Kişilerarası İletişim
Kaynağını ve hedefini insanların oluşturduğu iletişime ‘’kişilerarası iletişim’’ denilir. Bir iletişimin, kişilerarası iletişim olması için bir takım özelliklere sahip olması beklenir: Öncelikle, iletişimdeki bireyler belirli bir yakınlık içerisinde ve yüz yüze olmalıdır ve bu bireyler arasında karşılıklı mesaj alışverişi yaşanmalıdır. Aynı zamanda, iletişimde iletilen mesajlar sözlü ve sözsüz mesajları içermelidir.
Kişilerarası iletişimin daha etkili olabilmesinde bazı “iletişim becerilerinin” geliştirilmesine ve kazanılmasına gereksinim duyulur. Öncelikle bireylerin; iletişimin hayatlarındaki önemini fark etmeleri, sözlü ve sözsüz iletişim türlerini sağlıklı kullanabilmeleri, etkin dinleme ve soru sormanın önemini gözlemlemeleri, empati ve ben dilini kullanabilmeleri ve hayatlarında karşılaşabilecekleri olası çatışmaların önüne geçmelerine yardımcı olacak bazı yöntemler hakkında bilgi sahibi olabilmeleri ile kişilerarası iletişimleri desteklenebilir.

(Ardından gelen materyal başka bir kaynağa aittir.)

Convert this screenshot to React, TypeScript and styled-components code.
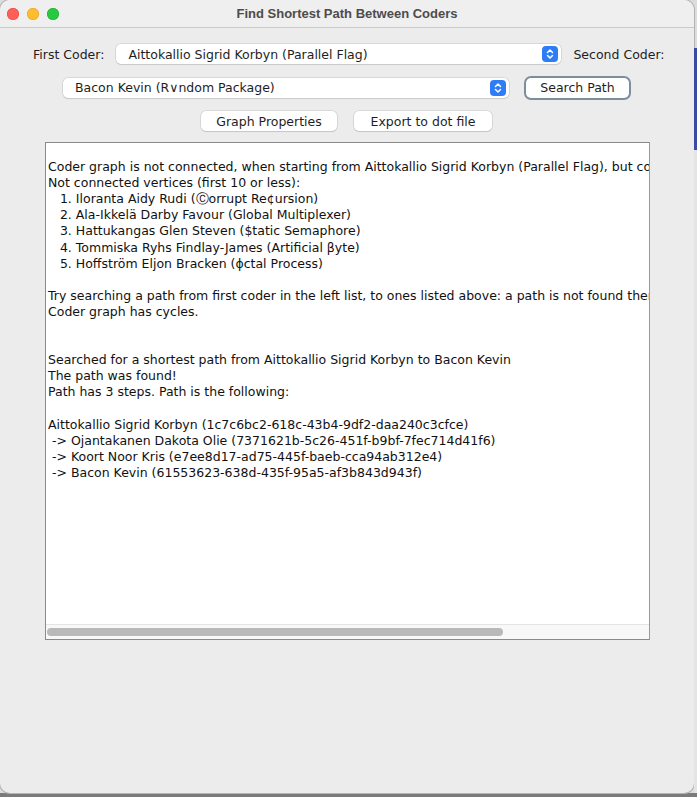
import styled, { createGlobalStyle } from "styled-components";

const GlobalStyle = createGlobalStyle`
  html, body {
    margin: 0;
    padding: 0;
    width: 697px;
    height: 797px;
    overflow: hidden;
    background: #6f6f6f;
  }
  * { box-sizing: border-box; }
`;

const uiFont = `"DejaVu Sans", "Liberation Sans", Arial, sans-serif`;

const Desktop = styled.div`
  width: 697px;
  height: 797px;
  display: flex;
  align-items: flex-start;
  background: linear-gradient(#dcdcdc, #dcdcdc) top / 100% 793px no-repeat, #7a7a7a;
  font-family: ${uiFont};
`;

const Window = styled.div`
  width: 694px;
  height: 793px;
  flex: none;
  display: flex;
  flex-direction: column;
  background: #ececec;
  border-radius: 10px;
  overflow: hidden;
  box-shadow: 0 0 0 1px #b4b4b4;
`;

const Behind = styled.div`
  flex: 1;
  display: flex;
  flex-direction: column;
  padding-top: 48px;
`;

const BehindBlock = styled.div<{ $h: number; $c: string }>`
  height: ${(p) => p.$h}px;
  background: ${(p) => p.$c};
`;

const TitleBar = styled.div`
  height: 28px;
  flex: none;
  display: flex;
  align-items: center;
  position: relative;
  background: #efefef;
  border-bottom: 1px solid #c9c9c9;
`;

const Lights = styled.div`
  display: flex;
  gap: 8px;
  padding-left: 7px;
`;

const Light = styled.span<{ $c: string; $b: string }>`
  width: 12px;
  height: 12px;
  border-radius: 50%;
  background: ${(p) => p.$c};
  box-shadow: inset 0 0 0 0.5px ${(p) => p.$b};
`;

const Title = styled.div`
  position: absolute;
  left: 0;
  right: 0;
  text-align: center;
  font-family: "Liberation Sans", Arial, sans-serif;
  font-size: 13px;
  font-weight: 700;
  color: #4c4c4c;
  pointer-events: none;
`;

const Body = styled.div`
  flex: 1;
  display: flex;
  flex-direction: column;
  align-items: flex-start;
  padding-top: 15px;
`;

const Row = styled.div<{ $left: number; $gap: number }>`
  display: flex;
  align-items: center;
  gap: ${(p) => p.$gap}px;
  padding-left: ${(p) => p.$left}px;
  height: 22px;
  margin-bottom: 11.5px;
`;

const Label = styled.span`
  font-size: 12.5px;
  color: #1e1e1e;
  white-space: nowrap;
`;

const Combo = styled.div<{ $w: number }>`
  width: ${(p) => p.$w}px;
  height: 20px;
  display: flex;
  align-items: center;
  justify-content: space-between;
  padding: 0 3px 0 12px;
  background: #fff;
  border-radius: 5px;
  box-shadow: 0 0 0 0.5px #c3c3c3, 0 1px 1px rgba(0, 0, 0, 0.12);
  font-size: 12.5px;
  color: #1e1e1e;
  white-space: nowrap;
`;

const Stepper = styled.span`
  width: 16px;
  height: 16px;
  border-radius: 4px;
  background: #2e7cf6;
  display: flex;
  align-items: center;
  justify-content: center;
`;

const Button = styled.button<{ $w: number; $focus?: boolean }>`
  width: ${(p) => p.$w}px;
  height: 20px;
  padding: 0;
  border: none;
  border-radius: 5px;
  background: #fff;
  font-family: inherit;
  font-size: 12.5px;
  color: #1e1e1e;
  box-shadow: ${(p) =>
    p.$focus
      ? "0 0 0 2px #7d8da0, 0 1px 1px rgba(0,0,0,0.15)"
      : "0 0 0 0.5px #c3c3c3, 0 1px 1px rgba(0, 0, 0, 0.15)"};
`;

const TextPanel = styled.div`
  margin: -1.5px 0 0 45px;
  width: 605px;
  height: 498px;
  display: flex;
  flex-direction: column;
  background: #fff;
  border: 1px solid #8a8a8a;
  border-right-color: #9a9a9a;
`;

const TextArea = styled.pre`
  flex: 1;
  margin: 0;
  padding: 0 0 0 2px;
  overflow: hidden;
  font-family: ${uiFont};
  font-size: 12.5px;
  line-height: 16.1px;
  color: #111;
  white-space: pre;
`;

const HScroll = styled.div`
  height: 15px;
  flex: none;
  display: flex;
  align-items: center;
  padding: 0 1px;
  background: #f8f8f8;
  border-top: 1px solid #e4e4e4;
`;

const Thumb = styled.div`
  width: 456px;
  height: 8px;
  border-radius: 4px;
  background: #b9b9b9;
`;

const Chevrons = () => (
  <svg width="10" height="12" viewBox="0 0 10 12">
    <path
      d="M2.5 4.5 L5 2 L7.5 4.5 M2.5 7.5 L5 10 L7.5 7.5"
      fill="none"
      stroke="#fff"
      strokeWidth="1.5"
      strokeLinecap="round"
      strokeLinejoin="round"
    />
  </svg>
);

const lines = [
  "",
  "Coder graph is not connected, when starting from Aittokallio Sigrid Korbyn (Parallel Flag), but coders are",
  "Not connected vertices (first 10 or less):",
  "   1. Iloranta Aidy Rudi (\u24b8orrupt Re\u00a2ursion)",
  "   2. Ala-Ikkel\u00e4 Darby Favour (Global Multiplexer)",
  "   3. Hattukangas Glen Steven ($tatic Semaphore)",
  "   4. Tommiska Ryhs Findlay-James (Artificial \u03b2yte)",
  "   5. Hoffstr\u00f6m Eljon Bracken (\u0278ctal Process)",
  "",
  "Try searching a path from first coder in the left list, to ones listed above: a path is not found then.",
  "Coder graph has cycles.",
  "",
  "",
  "Searched for a shortest path from Aittokallio Sigrid Korbyn to Bacon Kevin",
  "The path was found!",
  "Path has 3 steps. Path is the following:",
  "",
  "Aittokallio Sigrid Korbyn (1c7c6bc2-618c-43b4-9df2-daa240c3cfce)",
  " -> Ojantakanen Dakota Olie (7371621b-5c26-451f-b9bf-7fec714d41f6)",
  " -> Koort Noor Kris (e7ee8d17-ad75-445f-baeb-cca94ab312e4)",
  " -> Bacon Kevin (61553623-638d-435f-95a5-af3b843d943f)",
];

export default function App() {
  return (
    <Desktop>
      <GlobalStyle />
      <Window>
        <TitleBar>
          <Lights>
            <Light $c="#fe5f57" $b="#e14640" />
            <Light $c="#febc2e" $b="#dfa023" />
            <Light $c="#28c840" $b="#1aab29" />
          </Lights>
          <Title>Find Shortest Path Between Coders</Title>
        </TitleBar>
        <Body>
          <Row $left={33} $gap={12}>
            <Label>First Coder:</Label>
            <Combo $w={445}>
              {"Aittokallio Sigrid Korbyn (Parallel Flag)"}
              <Stepper>
                <Chevrons />
              </Stepper>
            </Combo>
            <Label>Second Coder:</Label>
          </Row>
          <Row $left={63} $gap={17}>
            <Combo $w={446}>
              {"Bacon Kevin (R\u2228ndom Package)"}
              <Stepper>
                <Chevrons />
              </Stepper>
            </Combo>
            <Button $w={103} $focus>
              Search Path
            </Button>
          </Row>
          <Row $left={201} $gap={17}>
            <Button $w={136}>Graph Properties</Button>
            <Button $w={138}>Export to dot file</Button>
          </Row>
          <TextPanel>
            <TextArea>{lines.join("\n")}</TextArea>
            <HScroll>
              <Thumb />
            </HScroll>
          </TextPanel>
        </Body>
      </Window>
      <Behind>
        <BehindBlock $h={102} $c="#3d4aa3" />
        <BehindBlock $h={643} $c="#e4e4e4" />
      </Behind>
    </Desktop>
  );
}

İletişimin iki insan arasında iletilmek istenen mesaj olduğu düşünüldüğünde, kişilerarası iletişimin önemli becerilerinden olan, sözsüz iletişim ve etkin dinleme gibi beceriler, birçok insanın gözünden kaçabilmekte ve bu durum iletişim engelleri oluşturarak, kişilerarası çatışmalar yaşatabilmektedir. Çünkü iletişim denildiğinde, insanlar genellikle konuştukları zaman dilimini düşünürler ve yalnızca konuşarak iletişimin tamamlandığı algısına kapılabilirler. İletişim yalnızca konuşmak değildir; iletişim aynı zamanda neyi, ne zaman, nerede, nasıl, söyleyeceğini bilmek, olayları basite indirgeyerek sunabilmek, akıcı bir dille ve karşınızdaki kişiyle göz kontağı kurarak konuşabilmek, dikkati yoğunlaştırabilmek, karşınızdaki kişinin verilen mesajı anlayıp anlamadığını kontrol edebilmektir.
Bireyler, iletişim becerilerini etkin kullanamadıklarında üstesinden gelmekte zorlandıkları kişilerarası problemlerinde birçok iletişim engeliyle karşılaşmakta hatta bu engeller, kişilerarası çatışmalarına da kaynak oluşturmaktadır. Bu aşamada dikkat edilmesi gereken nokta ise her çatışmanın çözüm yolunu da içinde barındırdığıdır. Çünkü sorunlar, çözümleriyle birlikte ortaya çıkmaktadır. Çatışmaların olumsuz olduğu yargısının yerine, aslında çatışmanın ne olumluluğu ne de olumsuzluğundan bahsedilmeli ve sadece hayatımızın doğal bir parçası olduğu bilinmelidir. Psikolojik danışma süreci ile bireylerin kişilerarası iletişimlerinin güçlenmesi ve etkin iletişim becerilerini kullanabilmeleri desteklenmektedir.